Misterio impostado
Un hombre queda varado en un pueblo desértico donde enfrenta un enigma que se diluye entre rígidas actuaciones y predecibilidad.
“A vosotros que entráis, olvidad toda esperanza”, cita Dante Alighieri en La divina comedia. Con esa frase escrita comienza El manto de hiel y, justamente, esa esperanza es lo que parece ofrecer este filme de Gustavo Corrado, director de Garúa y El armario.
El anhelo de estar frente a un filme con un elaborado suspenso se construye durante los primeros minutos de rodaje. Primero, una mujer otea el horizonte, al borde de una montaña, de cara al ocaso. Luego, el protagonista, Julián (William Prociuk, un porteño trajeado) se queda sin nafta en medio del desierto sanjuanino y busca ayuda en una vieja casona.
La aridez del lugar va de la mano con los personajes que habitan la vivienda. Hombres maduros, peculiares, a tono con la estética ocre del ámbito. Sus penetrantes miradas parecen anticipar cada movimiento y palabra del muchacho. Algo saben y ocultan. Intimidan psicológicamente. Bien.
Pero el tono impostado, muy guionado del relato, dominará a propios y extraños en este filme de carácter entre teatral y ritualístico. Con el correr de los minutos todo se diluirá, licuará por un pseudo misterio devenido en repetición, donde se impondrá lo predecible.

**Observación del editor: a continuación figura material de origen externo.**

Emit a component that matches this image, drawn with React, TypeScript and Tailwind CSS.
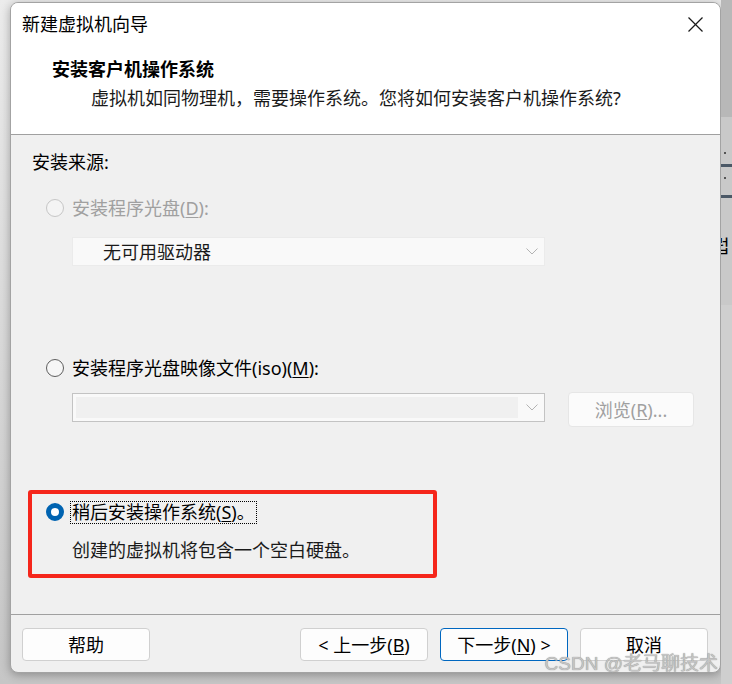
import React from "react";

const FONT = { fontFamily: '"Noto Sans", "Noto Sans CJK SC", sans-serif' };

function Radio({ state }: { state: "off" | "disabled" | "on" }) {
  if (state === "on") {
    return <span className="block h-[18px] w-[18px] shrink-0 rounded-full border-[5px] border-[#0063b1] bg-white" />;
  }
  if (state === "disabled") {
    return <span className="block h-[18px] w-[18px] shrink-0 rounded-full border border-[#c6c6c6] bg-[#f4f4f4]" />;
  }
  return <span className="block h-[18px] w-[18px] shrink-0 rounded-full border border-[#5e5e5e] bg-[#f6f6f6]" />;
}

function Chevron() {
  return (
    <svg width="12" height="7" viewBox="0 0 12 7" className="shrink-0">
      <polyline points="0.5,0.5 6,6 11.5,0.5" fill="none" stroke="#b3b3b3" strokeWidth="1" />
    </svg>
  );
}

function Button({ children, primary }: { children: React.ReactNode; primary?: boolean }) {
  return (
    <div
      className={
        "flex h-[33px] w-[128px] items-center justify-center rounded-[4px] bg-[#fdfdfd] text-[18px] leading-6 text-black " +
        (primary ? "border border-[#0067c0]" : "border border-[#d0d0d0]")
      }
    >
      {children}
    </div>
  );
}

function RightStrip() {
  return (
    <div className="flex w-[11px] shrink-0 flex-col overflow-hidden bg-[#c9c9c9]">
      <div className="h-[117px] shrink-0 bg-[#b8b8b8]" />
      <div className="mt-[35px] ml-[3px] h-[2px] w-[2px] shrink-0 bg-[#555]" />
      <div className="mt-[10px] h-[3px] shrink-0 bg-[#4b5866]" />
      <div className="mt-[10px] ml-[3px] h-[2px] w-[2px] shrink-0 bg-[#555]" />
      <div className="mt-[16px] h-[3px] shrink-0 bg-[#4b5866]" />
      <div
        className="mt-[35px] -ml-[8px] shrink-0 text-[18px] leading-6 text-black"
        style={{ fontFamily: '"Noto Sans CJK KR", sans-serif' }}
      >
        럽
      </div>
      <div className="mt-[48px] flex-1 bg-[#cfcfcf]" />
    </div>
  );
}

export default function App() {
  return (
    <div
      className="relative flex h-[684px] w-[732px] overflow-hidden bg-linear-to-b from-[#ececec] to-[#c6c6c6] pl-[10px]"
      style={FONT}
    >
      {/* dialog */}
      <div className="mt-[2px] flex h-[671px] w-[711px] shrink-0 flex-col overflow-hidden rounded-lg border border-[#a3a3a3] bg-[#f0f0f0] shadow-[0_2px_10px_rgba(0,0,0,0.3)]">
        {/* header */}
        <div className="flex h-[132px] shrink-0 flex-col border-b border-[#a0a0a0] bg-white">
          <div className="flex h-[42px] items-center justify-between pl-[11px] pr-[17px]">
            <span className="text-[18px] leading-6 text-black">新建虚拟机向导</span>
            <svg width="15" height="15" viewBox="0 0 15 15">
              <line x1="0.5" y1="0.5" x2="14.5" y2="14.5" stroke="#1a1a1a" strokeWidth="1.3" />
              <line x1="14.5" y1="0.5" x2="0.5" y2="14.5" stroke="#1a1a1a" strokeWidth="1.3" />
            </svg>
          </div>
          <div className="mt-[12px] pl-[41px] text-[18px] font-bold leading-6 text-black">安装客户机操作系统</div>
          <div className="mt-[5px] pl-[80px] text-[18px] leading-6 text-[#1a1a1a]">
            虚拟机如同物理机，需要操作系统。您将如何安装客户机操作系统?
          </div>
        </div>

        {/* body */}
        <div className="flex h-[479px] shrink-0 flex-col pt-[15px] text-[18px] leading-6">
          <div className="ml-[21px] h-6 text-black">安装来源:</div>

          <div className="mt-[22px] ml-[35px] flex h-6 items-center gap-2">
            <Radio state="disabled" />
            <span className="text-[#a0a0a0]">
              安装程序光盘(<span className="underline underline-offset-2">D</span>):
            </span>
          </div>

          <div className="mt-[17px] ml-[61px] flex h-[29px] w-[473px] items-center justify-between border border-[#ebebeb] bg-[#f9f9f9] pl-[30px] pr-[6px]">
            <span className="text-[#1a1a1a]">无可用驱动器</span>
            <Chevron />
          </div>

          <div className="mt-[90px] ml-[35px] flex h-6 items-center gap-2">
            <Radio state="off" />
            <span className="text-black">
              安装程序光盘映像文件(iso)(<span className="underline underline-offset-2">M</span>):
            </span>
          </div>

          <div className="mt-[12px] ml-[61px] flex items-start gap-[23px]">
            <div className="mt-[1px] flex h-[29px] w-[473px] items-center border border-[#c3c3c3] bg-[#f9f9f9] p-[3px] pr-[6px]">
              <div className="h-full w-[442px] bg-[#f0f0f0]" />
              <div className="flex flex-1 justify-end">
                <Chevron />
              </div>
            </div>
            <div className="flex h-[35px] w-[126px] items-center justify-center rounded-[4px] border border-[#e6e6e6] bg-[#fbfbfb] text-[#a0a0a0]">
              浏览(<span className="underline underline-offset-2">R</span>)...
            </div>
          </div>

          {/* highlighted option */}
          <div className="mt-[63px] ml-[17px] flex h-[88px] w-[409px] flex-col rounded-[3px] border-4 border-[#f5261b] pt-[6px] pl-[14px]">
            <div className="flex h-6 items-center gap-[6px]">
              <Radio state="on" />
              <span className="border border-dotted border-black px-[1px] leading-[21px] text-black">
                稍后安装操作系统(<span className="underline underline-offset-2">S</span>)。
              </span>
            </div>
            <div className="mt-[14px] pl-[26px] text-[#1a1a1a]">创建的虚拟机将包含一个空白硬盘。</div>
          </div>
        </div>

        {/* footer */}
        <div className="flex flex-1 items-start border-t border-[#a0a0a0] pt-[13px] pl-[11px] pr-[12px]">
          <Button>帮助</Button>
          <div className="flex-1" />
          <div className="flex gap-[12px]">
            <Button>
              &lt; 上一步(<span className="underline underline-offset-2">B</span>)
            </Button>
            <Button primary>
              下一步(<span className="underline underline-offset-2">N</span>) &gt;
            </Button>
            <Button>取消</Button>
          </div>
        </div>
      </div>

      <RightStrip />

      {/* watermark */}
      <div
        className="absolute right-[14px] bottom-[8px] text-[19px] leading-6 text-[#c4c4c4] [text-shadow:0_0_1px_#7a7a7a]"
        style={{ fontFamily: '"Liberation Sans", "Noto Sans CJK SC", sans-serif' }}
      >
        CSDN @老马聊技术
      </div>
    </div>
  );
}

Corrado pareció quedar preso de su obra, no supo resolver el enigma que le planteó un filme que podría haberse explotado desde las cualidades del protagonista (sin forzarlas ni sobreactuarlas por parte de Prociuk) y así evitar enfocarse en sus rivales de turno.
Los ancianos responden a un mundo paralelo, como si fuesen fantasmas de otro tiempo. Sobreviven gracias a la fabricación de polvos que funcionan como pigmentos para darle color a la pintura. Suena raro. Ellos encajan como objetos dentro de una escenografía hostil. Pero al momento de hablar, la sobreactuación y cierta rigidez les juega una mala pasada.
Julián está para el cachetazo femenino y el revoleo de objetos. También un maletín es foco de conflicto, pero luego, ello se desvanece. El filme navega entre besos y desolación. La sangre no escasea y la agonía certifica tanto el amor como el odio de El manto de hiel.
Subrayar cada una de las acciones y hacer obvias alusiones (caso cuando se desentierran los huesos en pos de aquel secreto que busca ser develado) ubica al espectador en un lugar, un tanto ingenuo. A esto hay que agregarle un desarrollo empastado, que se traba solito, con abuso de la cámara lenta. Es un recurrente viaje al pasado y presente, fantasía y realidad, que le quita fluidez al argumento.